1. Technical Field
The present disclosure relates generally to the logging of subsurface formations surrounding a wellbore using a downhole logging tool, and particularly to using the logs to estimate one or more formation properties.
2. Background Art
Logging tools have long been used in wellbores to make, for example, formation evaluation measurements to infer properties of the formations surrounding the borehole and the fluids in the formations. Common logging tools include electromagnetic tools, nuclear tools, and nuclear magnetic resonance (NMR) tools, though various other tool types are also used.
Early logging tools were run into a wellbore on a wireline cable, after the wellbore had been drilled. Modern versions of such wireline tools are still used extensively. However, the need for information while drilling the borehole gave rise to measurement-while-drilling (MWD) tools and logging-while-drilling (LWD) tools. MWD tools typically provide drilling parameter information such as weight on the bit, torque, temperature, pressure, direction, and inclination. LWD tools typically provide formation evaluation measurements such as resistivity, porosity, and NMR distributions (e.g., T1 and T2). MWD and LWD tools often have components common to wireline tools (e.g., transmitting and receiving antennas), but MWD and LWD tools must be constructed to not only endure but to operate in the harsh environment of drilling.
Determining fluid types from continuous nuclear magnetic resonance multi-dimensional logging can be accomplished in certain situations, such as where the signal-to-noise ratio is relatively high. However, this technique has not been possible to be applied to tight shale gas formations because of the low signal-to-noise ratio associated with such formations. For example, the free fluid volume in shale is typically small and the gas therein may not completely polarize. Furthermore, there is a low hydrogen index. Those factors contribute to a weak measured signal while the noise level is generally high because of high formation temperatures, thereby making the signal-to-noise ratio unfavorable to continuous nuclear magnetic resonance logging.

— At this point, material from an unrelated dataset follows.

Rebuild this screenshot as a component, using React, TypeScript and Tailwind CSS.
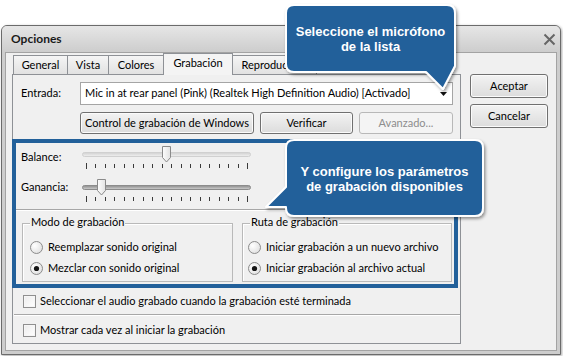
import React from "react";

const ticks = Array.from({ length: 18 }, (_, i) => 4 + Math.round(i * 9.47));

function Slider({ thumb, dark, id }: { thumb: number; dark?: boolean; id: string }) {
  return (
    <svg width="170" height="24" viewBox="0 0 170 24">
      <defs>
        <linearGradient id={`track-${id}`} x1="0" y1="0" x2="0" y2="1">
          <stop offset="0" stopColor={dark ? "#8a8a8a" : "#cfcfcf"} />
          <stop offset="1" stopColor={dark ? "#d2d2d2" : "#f2f2f2"} />
        </linearGradient>
        <linearGradient id={`thumb-${id}`} x1="0" y1="0" x2="1" y2="0">
          <stop offset="0" stopColor="#fdfdfd" />
          <stop offset="1" stopColor="#e2e2e2" />
        </linearGradient>
      </defs>
      <rect x="0.5" y="7.5" width="168" height="4" rx="2" fill={`url(#track-${id})`} stroke={dark ? "#8c8c8c" : "#d0d0d0"} />
      {ticks.map((x, i) => {
        const edge = i === 0 || i === ticks.length - 1;
        return <rect key={i} x={x} y={edge ? 18 : 19} width="1" height={edge ? 6 : 4} fill="#3a3a3a" />;
      })}
      <path
        d={`M${thumb + 0.5} 1.5 h8 v11 l-4 4.5 l-4 -4.5 z`}
        fill={`url(#thumb-${id})`}
        stroke="#8a8a8a"
      />
    </svg>
  );
}

function Radio({ checked }: { checked?: boolean }) {
  return (
    <svg width="13" height="13" viewBox="0 0 13 13" className="shrink-0">
      <defs>
        <radialGradient id="rad" cx="0.35" cy="0.35" r="0.8">
          <stop offset="0" stopColor="#ffffff" />
          <stop offset="1" stopColor="#dcdcdc" />
        </radialGradient>
      </defs>
      <circle cx="6.5" cy="6.5" r="6" fill="url(#rad)" stroke="#8b8b8b" />
      {checked && <circle cx="6.5" cy="6.5" r="2.6" fill="#151515" />}
    </svg>
  );
}

function Checkbox() {
  return (
    <div className="h-[13px] w-[13px] shrink-0 border border-[#8f8f8f] bg-linear-to-br from-[#ececec] to-white shadow-[inset_0_0_0_1px_#f6f6f6]" />
  );
}

function Button({ label, disabled, className }: { label: string; disabled?: boolean; className: string }) {
  return (
    <div
      className={`flex items-center justify-center rounded-[3px] border ${
        disabled
          ? "border-[#b8b8b8] bg-[#f4f4f4] text-[#8d8d8d]"
          : "border-[#707070] bg-linear-to-b from-[#f3f3f3] to-[#dcdcdc] shadow-[inset_0_0_0_1px_#fbfbfb]"
      } ${className}`}
    >
      {label}
    </div>
  );
}

function Group({ title, pl, children }: { title: string; pl: string; children: React.ReactNode }) {
  return (
    <div className={`relative h-[59px] border border-[#b9b9b9] shadow-[inset_1px_1px_0_#ffffff] ${pl}`}>
      <span className="absolute -top-[9px] left-[7px] bg-[#f0f0f0] px-[1px] leading-[14px]">{title}</span>
      <div className="flex flex-col gap-[8px] pt-[17px]">{children}</div>
    </div>
  );
}

export default function App() {
  return (
    <div className="relative h-[356px] w-[563px] overflow-hidden bg-white font-['Lato',sans-serif] text-[11px] text-black">
      <div className="pl-[1px] pt-[25px]">
        <div className="flex h-[330px] w-[560px] flex-col rounded-t-[6px] border border-[#6b6b6b] bg-[#cdcdcd] shadow-[1px_1px_3px_rgba(0,0,0,0.35)]">
          {/* title bar */}
          <div className="flex h-[26px] items-center justify-between rounded-t-[5px] bg-linear-to-b from-[#e6e6e6] to-[#cdcdcd] pl-[9px] pr-[4px]">
            <span className="text-[12px] font-bold text-[#1a1a1a]">Opciones</span>
            <svg width="13" height="13" viewBox="0 0 13 13">
              <path d="M1.5 1.5 L11.5 11.5 M11.5 1.5 L1.5 11.5" stroke="#666" strokeWidth="2" />
            </svg>
          </div>

          <div className="flex flex-1 px-[3px] pb-[3px]">
            <div className="flex flex-1 items-start border border-[#a3a3a3] bg-[#f0f0f0] pl-[6px]">
              {/* tab control */}
              <div className="flex w-[449px] flex-col">
                <div className="relative z-10 flex h-[22px] items-end">
                  <div className="w-[1px]" />
                  <div className="mb-[1px] flex h-[19px] w-[55px] items-center justify-center border-x border-t border-[#8e9196] bg-linear-to-b from-[#f5f5f5] to-[#e2e2e2]">
                    General
                  </div>
                  <div className="mb-[1px] flex h-[19px] w-[41px] items-center justify-center border-r border-t border-[#8e9196] bg-linear-to-b from-[#f5f5f5] to-[#e2e2e2]">
                    Vista
                  </div>
                  <div className="mb-[1px] flex h-[19px] w-[55px] items-center justify-center border-r border-t border-[#8e9196] bg-linear-to-b from-[#f5f5f5] to-[#e2e2e2]">
                    Colores
                  </div>
                  <div className="-ml-[1px] flex h-[22px] w-[70px] items-center justify-center border-x border-t border-[#8e9196] bg-[#f4f4f4] pb-[2px]">
                    Grabación
                  </div>
                  <div className="mb-[1px] flex h-[19px] w-[84px] items-center justify-center border-r border-t border-[#8e9196] bg-linear-to-b from-[#f5f5f5] to-[#e2e2e2]">
                    Reproducción
                  </div>
                </div>

                <div className="-mt-[1px] flex h-[270px] flex-col border border-[#8e9196] bg-[#f0f0f0]">
                  {/* Entrada */}
                  <div className="mt-[7px] flex h-[23px] items-center">
                    <span className="w-[67px] pl-[8px]">Entrada:</span>
                    <div className="flex h-[23px] w-[373px] items-center justify-between border border-[#a5a5a5] bg-white pl-[4px] pr-[5px]">
                      <span>Mic in at rear panel (Pink) (Realtek High Definition Audio) [Activado]</span>
                      <svg width="7" height="4" viewBox="0 0 7 4">
                        <path d="M0 0 H7 L3.5 4 Z" fill="#111" />
                      </svg>
                    </div>
                  </div>

                  <div className="mt-[7px] flex h-[22px] gap-[6px] pl-[67px]">
                    <Button label="Control de grabación de Windows" className="w-[174px]" />
                    <Button label="Verificar" className="w-[93px]" />
                    <Button label="Avanzado..." disabled className="w-[94px]" />
                  </div>

                  {/* highlighted section */}
                  <div className="-ml-[1px] mt-[5px] flex h-[149px] w-[446px] flex-col border-4 border-[#22609a]">
                    <div className="mt-[2px] flex h-[24px]">
                      <span className="w-[66px] pl-[5px] pt-[5px] leading-[14px]">Balance:</span>
                      <Slider id="bal" thumb={80} />
                    </div>
                    <div className="mt-[9px] flex h-[24px]">
                      <span className="w-[66px] pl-[5px] pt-[2px] leading-[14px]">Ganancia:</span>
                      <Slider id="gan" thumb={15} dark />
                    </div>
                    <div className="mt-[7px] h-[1px] bg-[#a7a7a7]" />
                    <div className="h-[1px] bg-white" />
                    <div className="mt-[12px] flex gap-[9px] pl-[6px]">
                      <div className="w-[211px]">
                        <Group title="Modo de grabación" pl="pl-[7px]">
                          <label className="flex h-[13px] items-center gap-[5px]">
                            <Radio />
                            <span>Reemplazar sonido original</span>
                          </label>
                          <label className="flex h-[13px] items-center gap-[5px]">
                            <Radio checked />
                            <span>Mezclar con sonido original</span>
                          </label>
                        </Group>
                      </div>
                      <div className="w-[210px]">
                        <Group title="Ruta de grabación" pl="pl-[5px]">
                          <label className="flex h-[13px] items-center gap-[5px]">
                            <Radio />
                            <span>Iniciar grabación a un nuevo archivo</span>
                          </label>
                          <label className="flex h-[13px] items-center gap-[5px]">
                            <Radio checked />
                            <span>Iniciar grabación al archivo actual</span>
                          </label>
                        </Group>
                      </div>
                    </div>
                  </div>

                  <div className="mt-[7px] flex h-[13px] items-center gap-[4px] pl-[10px]">
                    <Checkbox />
                    <span>Seleccionar el audio grabado cuando la grabación esté terminada</span>
                  </div>
                  <div className="ml-[1px] mt-[6px] h-[1px] bg-[#a7a7a7]" />
                  <div className="ml-[1px] h-[1px] bg-white" />
                  <div className="mt-[8px] flex h-[13px] items-center gap-[4px] pl-[10px]">
                    <Checkbox />
                    <span>Mostrar cada vez al iniciar la grabación</span>
                  </div>
                </div>
              </div>

              {/* dialog buttons */}
              <div className="ml-[9px] mt-[21px] flex w-[78px] flex-col gap-[6px]">
                <Button label="Aceptar" className="h-[24px]" />
                <Button label="Cancelar" className="h-[24px]" />
              </div>
            </div>
          </div>
        </div>
      </div>

      {/* callouts */}
      <svg className="pointer-events-none absolute left-0 top-0 z-20" width="563" height="356" viewBox="0 0 563 356">
        <defs>
          <filter id="sh" x="-10%" y="-10%" width="130%" height="140%">
            <feDropShadow dx="1.5" dy="2" stdDeviation="1.5" floodColor="#000" floodOpacity="0.4" />
          </filter>
        </defs>
        <path
          d="M294 5 H447 Q455 5 455 13 V66 L443 89 L426 72 H294 Q286 72 286 64 V13 Q286 5 294 5 Z"
          fill="#23609a"
          stroke="#fff"
          strokeWidth="2"
          strokeLinejoin="round"
          filter="url(#sh)"
        />
        <path
          d="M294 140 H475 Q483 140 483 148 V208 Q483 216 475 216 H294 Q286 216 286 208 V207 L266 207 L286 187 V148 Q286 140 294 140 Z"
          fill="#23609a"
          stroke="#fff"
          strokeWidth="2"
          strokeLinejoin="round"
          filter="url(#sh)"
        />
      </svg>
      <div className="absolute left-[286px] top-[24px] z-20 w-[169px] text-center font-['Liberation_Sans',sans-serif] text-[13px] font-bold leading-[15px] text-white">
        Seleccione el micrófono
        <br />
        de la lista
      </div>
      <div className="absolute left-[286px] top-[164px] z-20 w-[197px] text-center font-['Liberation_Sans',sans-serif] text-[13px] font-bold leading-[15px] text-white">
        Y configure los parámetros
        <br />
        de grabación disponibles
      </div>
    </div>
  );
}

A logging tool such as Schlumberger's ECOSCOPE tool is capable of measuring multiple depths of investigation ranging from about 6 inches to 12 inches into the formation. There is a need to determine porosity and individual fluid volumes and saturations such as adsorbed and free gas, oil, oil-based mud filtrate, and bound and free water in low porosity shale gas formations from NMR multi-dimensional logging data. There is similarly a need to determine the kerogen volume in the formation.